■ **REQUIRED TASK**
Leave the pictures out. Return all other data exactly.

■ **MATERIAL PROVIDED**
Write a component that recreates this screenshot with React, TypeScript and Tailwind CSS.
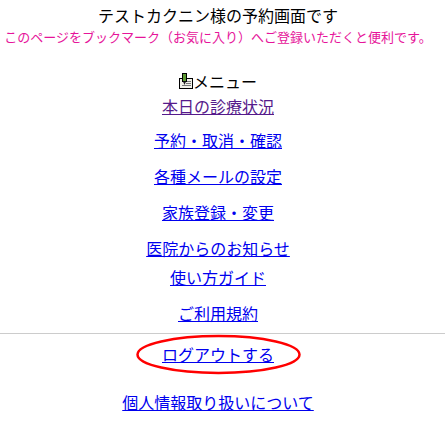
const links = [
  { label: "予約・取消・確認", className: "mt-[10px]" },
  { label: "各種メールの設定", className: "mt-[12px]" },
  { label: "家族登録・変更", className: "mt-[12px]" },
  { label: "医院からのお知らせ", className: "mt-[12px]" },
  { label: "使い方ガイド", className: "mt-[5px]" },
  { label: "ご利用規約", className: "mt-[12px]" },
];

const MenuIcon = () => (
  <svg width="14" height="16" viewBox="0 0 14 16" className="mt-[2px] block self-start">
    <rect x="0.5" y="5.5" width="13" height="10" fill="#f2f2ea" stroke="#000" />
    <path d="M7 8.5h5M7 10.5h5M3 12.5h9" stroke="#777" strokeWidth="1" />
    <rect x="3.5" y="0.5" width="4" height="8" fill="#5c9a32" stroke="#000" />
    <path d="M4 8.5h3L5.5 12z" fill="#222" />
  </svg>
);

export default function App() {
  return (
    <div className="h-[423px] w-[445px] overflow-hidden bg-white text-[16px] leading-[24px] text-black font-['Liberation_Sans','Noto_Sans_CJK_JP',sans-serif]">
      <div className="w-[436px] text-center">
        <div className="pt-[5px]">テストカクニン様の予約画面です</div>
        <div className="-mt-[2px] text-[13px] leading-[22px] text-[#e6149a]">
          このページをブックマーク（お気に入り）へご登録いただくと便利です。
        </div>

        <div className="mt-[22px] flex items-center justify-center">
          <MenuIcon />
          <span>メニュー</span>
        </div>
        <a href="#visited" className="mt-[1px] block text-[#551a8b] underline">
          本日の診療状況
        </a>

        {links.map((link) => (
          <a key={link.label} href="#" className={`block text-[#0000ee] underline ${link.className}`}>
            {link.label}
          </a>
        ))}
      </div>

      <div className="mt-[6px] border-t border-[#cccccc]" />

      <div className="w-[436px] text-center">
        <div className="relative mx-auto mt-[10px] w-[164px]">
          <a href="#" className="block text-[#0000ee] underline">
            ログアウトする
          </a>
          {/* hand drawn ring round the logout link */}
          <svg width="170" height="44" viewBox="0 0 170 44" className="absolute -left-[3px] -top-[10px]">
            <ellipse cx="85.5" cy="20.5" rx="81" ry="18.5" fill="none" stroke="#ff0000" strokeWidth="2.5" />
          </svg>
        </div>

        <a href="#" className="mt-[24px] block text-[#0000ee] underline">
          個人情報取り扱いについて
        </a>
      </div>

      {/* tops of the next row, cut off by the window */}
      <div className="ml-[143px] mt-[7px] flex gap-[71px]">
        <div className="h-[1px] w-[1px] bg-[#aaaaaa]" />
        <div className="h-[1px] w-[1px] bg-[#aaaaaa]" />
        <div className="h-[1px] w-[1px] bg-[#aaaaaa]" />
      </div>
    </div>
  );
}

■ **SOLUTION TO THIS PROBLEM**
Write a component that recreates this screenshot with React, TypeScript and Tailwind CSS.
const links = [
  { label: "予約・取消・確認", className: "mt-[10px]" },
  { label: "各種メールの設定", className: "mt-[12px]" },
  { label: "家族登録・変更", className: "mt-[12px]" },
  { label: "医院からのお知らせ", className: "mt-[12px]" },
  { label: "使い方ガイド", className: "mt-[5px]" },
  { label: "ご利用規約", className: "mt-[12px]" },
];

const MenuIcon = () => (
  <svg width="14" height="16" viewBox="0 0 14 16" className="mt-[2px] block self-start">
    <rect x="0.5" y="5.5" width="13" height="10" fill="#f2f2ea" stroke="#000" />
    <path d="M7 8.5h5M7 10.5h5M3 12.5h9" stroke="#777" strokeWidth="1" />
    <rect x="3.5" y="0.5" width="4" height="8" fill="#5c9a32" stroke="#000" />
    <path d="M4 8.5h3L5.5 12z" fill="#222" />
  </svg>
);

export default function App() {
  return (
    <div className="h-[423px] w-[445px] overflow-hidden bg-white text-[16px] leading-[24px] text-black font-['Liberation_Sans','Noto_Sans_CJK_JP',sans-serif]">
      <div className="w-[436px] text-center">
        <div className="pt-[5px]">テストカクニン様の予約画面です</div>
        <div className="-mt-[2px] text-[13px] leading-[22px] text-[#e6149a]">
          このページをブックマーク（お気に入り）へご登録いただくと便利です。
        </div>

        <div className="mt-[22px] flex items-center justify-center">
          <MenuIcon />
          <span>メニュー</span>
        </div>
        <a href="#visited" className="mt-[1px] block text-[#551a8b] underline">
          本日の診療状況
        </a>

        {links.map((link) => (
          <a key={link.label} href="#" className={`block text-[#0000ee] underline ${link.className}`}>
            {link.label}
          </a>
        ))}
      </div>

      <div className="mt-[6px] border-t border-[#cccccc]" />

      <div className="w-[436px] text-center">
        <div className="relative mx-auto mt-[10px] w-[164px]">
          <a href="#" className="block text-[#0000ee] underline">
            ログアウトする
          </a>
          {/* hand drawn ring round the logout link */}
          <svg width="170" height="44" viewBox="0 0 170 44" className="absolute -left-[3px] -top-[10px]">
            <ellipse cx="85.5" cy="20.5" rx="81" ry="18.5" fill="none" stroke="#ff0000" strokeWidth="2.5" />
          </svg>
        </div>

        <a href="#" className="mt-[24px] block text-[#0000ee] underline">
          個人情報取り扱いについて
        </a>
      </div>

      {/* tops of the next row, cut off by the window */}
      <div className="ml-[143px] mt-[7px] flex gap-[71px]">
        <div className="h-[1px] w-[1px] bg-[#aaaaaa]" />
        <div className="h-[1px] w-[1px] bg-[#aaaaaa]" />
        <div className="h-[1px] w-[1px] bg-[#aaaaaa]" />
      </div>
    </div>
  );
}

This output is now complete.